Begging the question is assuming the conclusion one sets forth to prove. Here, plaintiff assumed that, for the representation "blend of nutritious oils" to be true, all constituent oils must be nutritious. The fallacy of composition is taking the properties of a part as indicative of the properties of the whole. But things joined together may have different properties as a whole than they do separately. It does not logically follow that, because one oil in a blend is not nutritious, the blend is not nutritious. The fallacy of division is the opposite: reasoning that what’s true of a whole must be true of its parts. “To reason that since a blend of oils is represented as being nutritious, if partially hydrogenated oil is part of the blend, it must also be nutritious commits the fallacy of division.” (Note that, to the extent that this fallacy is common and fools people, this supports rather than detracts from plaintiff’s claim: people not thinking very hard may reason that if the blend is nutritious then each component is also nutritious.)

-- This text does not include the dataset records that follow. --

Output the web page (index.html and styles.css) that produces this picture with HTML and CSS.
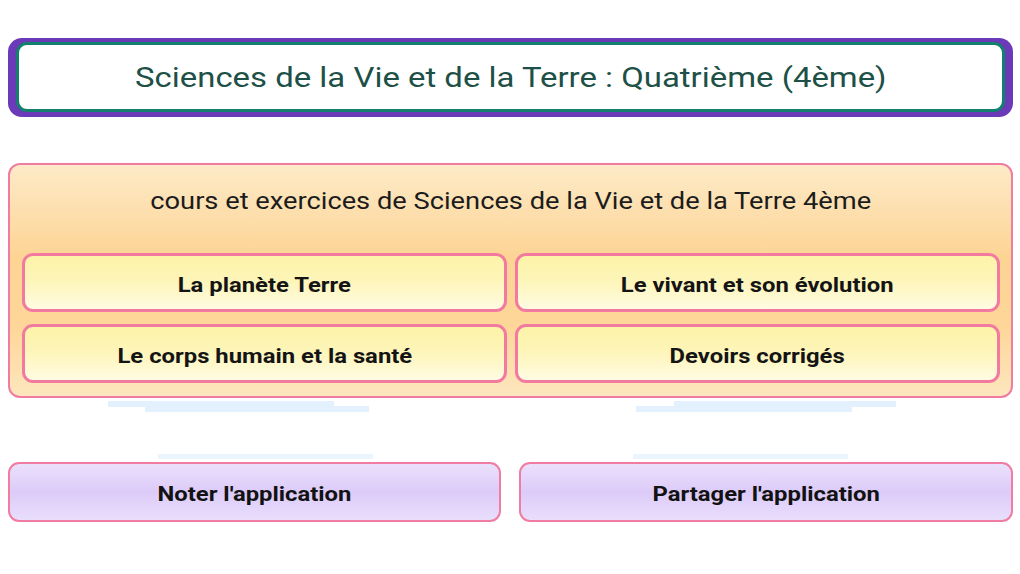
FILE: index.html
```html
<!DOCTYPE html>
<html lang="fr">
<head>
<meta charset="utf-8">
<title>SVT 4ème</title>
<link rel="stylesheet" href="styles.css">
</head>
<body>
<div class="page">
  <header class="title-frame">
    <div class="title-box"><span class="wide">Sciences de la Vie et de la Terre : Quatrième (4ème)</span></div>
  </header>

  <section class="course-card">
    <h2 class="course-title"><span class="wide">cours et exercices de Sciences de la Vie et de la Terre 4ème</span></h2>
    <div class="course-grid">
      <a class="course-btn"><span class="wide">La planète Terre</span></a>
      <a class="course-btn"><span class="wide">Le vivant et son évolution</span></a>
      <a class="course-btn"><span class="wide">Le corps humain et la santé</span></a>
      <a class="course-btn"><span class="wide">Devoirs corrigés</span></a>
    </div>
  </section>

  <div class="ghosts">
    <span class="ghost g1"></span>
    <span class="ghost g1b"></span>
    <span class="ghost g2"></span>
    <span class="ghost g2b"></span>
    <span class="ghost g3"></span>
    <span class="ghost g4"></span>
  </div>

  <div class="actions">
    <a class="action-btn"><span class="wide">Noter l'application</span></a>
    <a class="action-btn"><span class="wide">Partager l'application</span></a>
  </div>
</div>
</body>
</html>
```

FILE: styles.css
```css
* { box-sizing: border-box; }
html, body { margin: 0; padding: 0; background: #ffffff; }
body {
  width: 1020px;
  height: 574px;
  overflow: hidden;
  font-family: Roboto, "Noto Sans", "Liberation Sans", sans-serif;
}
.wide {
  display: inline-block;
  white-space: nowrap;
  transform: scaleX(1.16);
}
.page {
  padding: 38px 7px 0 8px;
  display: flex;
  flex-direction: column;
}
.title-frame {
  background: #6a3ab8;
  border-radius: 14px;
  padding: 4px 8px 5px 8px;
  height: 79px;
}
.title-box {
  height: 100%;
  background: #ffffff;
  border: 3px solid #12806c;
  border-radius: 11px;
  display: flex;
  align-items: center;
  justify-content: center;
  color: #1d5046;
  font-size: 28px;
  padding-top: 1px;
}
.title-box .wide { transform: scaleX(1.175); }
.course-card {
  margin-top: 46px;
  height: 235px;
  border: 2px solid #f07ca2;
  border-radius: 12px;
  background: linear-gradient(to bottom, #fdeac8 0%, #fdd494 40%, #fed699 70%, #fde6bd 100%);
  padding: 0 11px 0 12px;
  display: flex;
  flex-direction: column;
}
.course-title {
  margin: 0;
  height: 88px;
  padding-top: 22px;
  line-height: 28px;
  text-align: center;
  font-weight: 400;
  font-size: 23.5px;
  color: #1c1c1c;
}
.course-grid {
  display: grid;
  grid-template-columns: 1fr 1fr;
  column-gap: 8px;
  row-gap: 12px;
}
.course-btn {
  height: 59px;
  border: 3px solid #f27aa0;
  border-radius: 11px;
  background: linear-gradient(to bottom, #fdf3a8 0%, #fdf5b8 45%, #fffbe2 100%);
  display: flex;
  align-items: center;
  justify-content: center;
  font-weight: 700;
  font-size: 21px;
  color: #141414;
  padding-top: 4px;
}
.course-btn .wide, .action-btn .wide { transform: scaleX(1.135); }
.ghosts {
  height: 64px;
  position: relative;
}
.ghost {
  position: absolute;
  background: #e2f1fd;
}
.g1 { top: 3px; left: 100px; width: 226px; height: 6px; }
.g1b { top: 8px; left: 137px; width: 224px; height: 6px; }
.g2 { top: 3px; left: 666px; width: 222px; height: 6px; }
.g2b { top: 8px; left: 628px; width: 216px; height: 6px; }
.g3 { top: 56px; left: 150px; width: 215px; height: 5px; background: #eaf5fe; }
.g4 { top: 56px; left: 625px; width: 215px; height: 5px; background: #eaf5fe; }
.actions {
  display: grid;
  grid-template-columns: 493px 494px;
  column-gap: 18px;
}
.action-btn {
  height: 60px;
  border: 2px solid #f07ca2;
  border-radius: 11px;
  background: linear-gradient(to bottom, #ebe0fc 0%, #dccbf8 50%, #e9defc 100%);
  display: flex;
  align-items: center;
  justify-content: center;
  font-weight: 700;
  font-size: 21px;
  color: #121212;
  padding-top: 3px;
}
```
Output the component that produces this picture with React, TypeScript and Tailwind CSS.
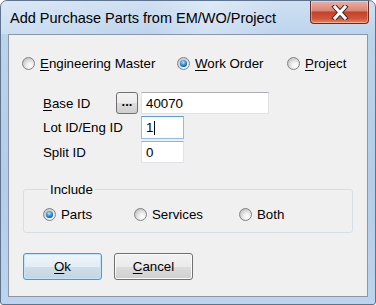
import React from 'react'

const font = { fontFamily: '"Liberation Sans", Arial, sans-serif' }

function Radio({ checked = false }: { checked?: boolean }) {
  return (
    <span className="flex h-[13px] w-[13px] shrink-0 items-center justify-center rounded-full border border-[#7f8287] bg-[radial-gradient(circle_at_65%_70%,#ffffff_0%,#f0f0f0_30%,#c8c8c8_75%,#b9b9b9_100%)]">
      {checked && (
        <span className="h-[7px] w-[7px] rounded-full bg-[radial-gradient(circle_at_45%_35%,#b9ecff_0%,#3a9be0_40%,#0b4a86_80%,#062d55_100%)]" />
      )}
    </span>
  )
}

function RadioItem({
  label,
  mnemonic,
  checked,
  className = '',
}: {
  label: string
  mnemonic?: boolean
  checked?: boolean
  className?: string
}) {
  return (
    <div className={`flex h-[16px] items-center gap-[5px] ${className}`}>
      <Radio checked={checked} />
      <span className="leading-[15px]">
        {mnemonic ? (
          <>
            <span className="underline underline-offset-[2px]">{label[0]}</span>
            {label.slice(1)}
          </>
        ) : (
          label
        )}
      </span>
    </div>
  )
}

function TextBox({
  value,
  width,
  height,
  focused = false,
  caret = false,
}: {
  value: string
  width: string
  height: string
  focused?: boolean
  caret?: boolean
}) {
  return (
    <div
      className={`flex items-center bg-white pl-[4px] ${width} ${height} border ${
        focused
          ? 'border-[#8fbde8] border-t-[#5f9fd8]'
          : 'border-[#dfe3e8] border-t-[#abadb3]'
      }`}
    >
      <span className="leading-[15px]">{value}</span>
      {caret && <span className="ml-[1px] h-[14px] w-[1px] bg-black" />}
    </div>
  )
}

export default function App() {
  return (
    <div
      style={font}
      className="flex h-[305px] w-[376px] flex-col overflow-hidden rounded-t-[7px] rounded-b-[3px] border border-[#5f738c] bg-[linear-gradient(180deg,#cfe0f2_0%,#bcd3ec_12%,#b3cce8_60%,#bcd4ee_100%)] text-[13.3px] text-black"
    >
      {/* title bar */}
      <div className="flex h-[33px] shrink-0 items-start justify-between bg-[linear-gradient(100deg,rgba(255,255,255,0.25)_0%,rgba(255,255,255,0)_40%,rgba(255,255,255,0.3)_55%,rgba(255,255,255,0)_75%)]">
        <span className="pl-[9px] pt-[9px] text-[14.5px] leading-[17px]">
          Add Purchase Parts from EM/WO/Project
        </span>
        <div className="mr-[6px] flex h-[23px] w-[59px] items-center justify-center rounded-b-[4px] border border-t-0 border-[#6b2a22] bg-[linear-gradient(180deg,#eab0a4_0%,#dc8472_45%,#c4402a_50%,#d0553b_80%,#e08a62_100%)] shadow-[inset_0_0_0_1px_rgba(255,255,255,0.35)]">
          <svg width="18" height="15" viewBox="0 0 18 15">
            <path d="M4 2 L14 13 M14 2 L4 13" stroke="#4a2a26" strokeWidth="5" strokeLinecap="square" />
            <path d="M4 2 L14 13 M14 2 L4 13" stroke="#ffffff" strokeWidth="3" strokeLinecap="square" />
          </svg>
        </div>
      </div>

      {/* client area */}
      <div className="mx-[7px] flex h-[263px] flex-col border border-[#8b97a5] bg-[#f0f0f0] pl-[13px] pt-[20px]">
        <div className="flex">
          <RadioItem label="Engineering Master" mnemonic className="w-[155px]" />
          <RadioItem label="Work Order" mnemonic checked className="w-[110px]" />
          <RadioItem label="Project" mnemonic />
        </div>

        <div className="mt-[21px] flex items-center pl-[21px]">
          <span className="w-[73px] leading-[15px]">
            <span className="underline underline-offset-[2px]">B</span>ase ID
          </span>
          <div className="flex h-[22px] w-[22px] items-center justify-center rounded-[3px] border border-[#707070] bg-[linear-gradient(180deg,#f4f4f4_0%,#ebebeb_50%,#dddddd_51%,#cfcfcf_100%)] pb-[4px] text-[13px] font-bold leading-none">
            ...
          </div>
          <div className="ml-[3px]">
            <TextBox value="40070" width="w-[128px]" height="h-[22px]" />
          </div>
        </div>

        <div className="mt-[2px] flex items-center pl-[21px]">
          <span className="w-[98px] leading-[15px]">Lot ID/Eng ID</span>
          <TextBox value="1" width="w-[43px]" height="h-[23px]" focused caret />
        </div>

        <div className="mt-[2px] flex items-center pl-[21px]">
          <span className="w-[98px] leading-[15px]">Split ID</span>
          <TextBox value="0" width="w-[43px]" height="h-[22px]" />
        </div>

        <fieldset className="mt-[19px] ml-[1px] w-[330px] rounded-[3px] border border-[#d5dfe5] pb-[10px] pl-[19px] pt-[9px]">
          <legend className="ml-[5px] px-[2px] leading-[15px]">Include</legend>
          <div className="flex">
            <RadioItem label="Parts" checked className="w-[91px]" />
            <RadioItem label="Services" className="w-[105px]" />
            <RadioItem label="Both" />
          </div>
        </fieldset>

        <div className="ml-[1px] mt-[20px] flex gap-[12px]">
          <button className="flex h-[27px] w-[79px] items-center justify-center rounded-[3px] border border-[#3c9fdd] bg-[linear-gradient(180deg,#f0f6fa_0%,#e3edf4_50%,#d0dee8_51%,#c4d5e1_100%)] shadow-[inset_0_0_0_1px_#bfe6fb] leading-[15px]">
            <span className="underline underline-offset-[2px]">O</span>k
          </button>
          <button className="flex h-[27px] w-[79px] items-center justify-center rounded-[3px] border border-[#707070] bg-[linear-gradient(180deg,#f2f2f2_0%,#ebebeb_50%,#dddddd_51%,#cfcfcf_100%)] shadow-[inset_0_0_0_1px_#fbfbfb] leading-[15px]">
            <span className="underline underline-offset-[2px]">C</span>ancel
          </button>
        </div>
      </div>
    </div>
  )
}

Comment: I really want to send the court a book on pragmatics and implicature.  It may well be that the complaint should have been dismissed. But not for these reasons, and not without leave to amend (see below); a consumer reading a label is not a logician looking only for necessary entailments of the claims thereupon. Consider a hypothetical product that was a blend of nutritious oils and cyanide oil. I highly doubt any reasonable English speaker would consider the resulting product “nutritious,” or even to be made with a nutritious blend. The key questions center around whether partially hydrogenated oil is so unhealthy as to make the blend non-nutritious and whether the presence of partially hydrogenated oil is material to consumers.

The court concluded that, even assuming that plaintiff’s allegations about the nature of partially hydrogenated oil were true, the “illogical” relationships plaintiff alleged between those facts and Unilever’s representations rendered the complaint implausible on its face. Because there was no cure for the lack of logical tie, any amendment would be futile.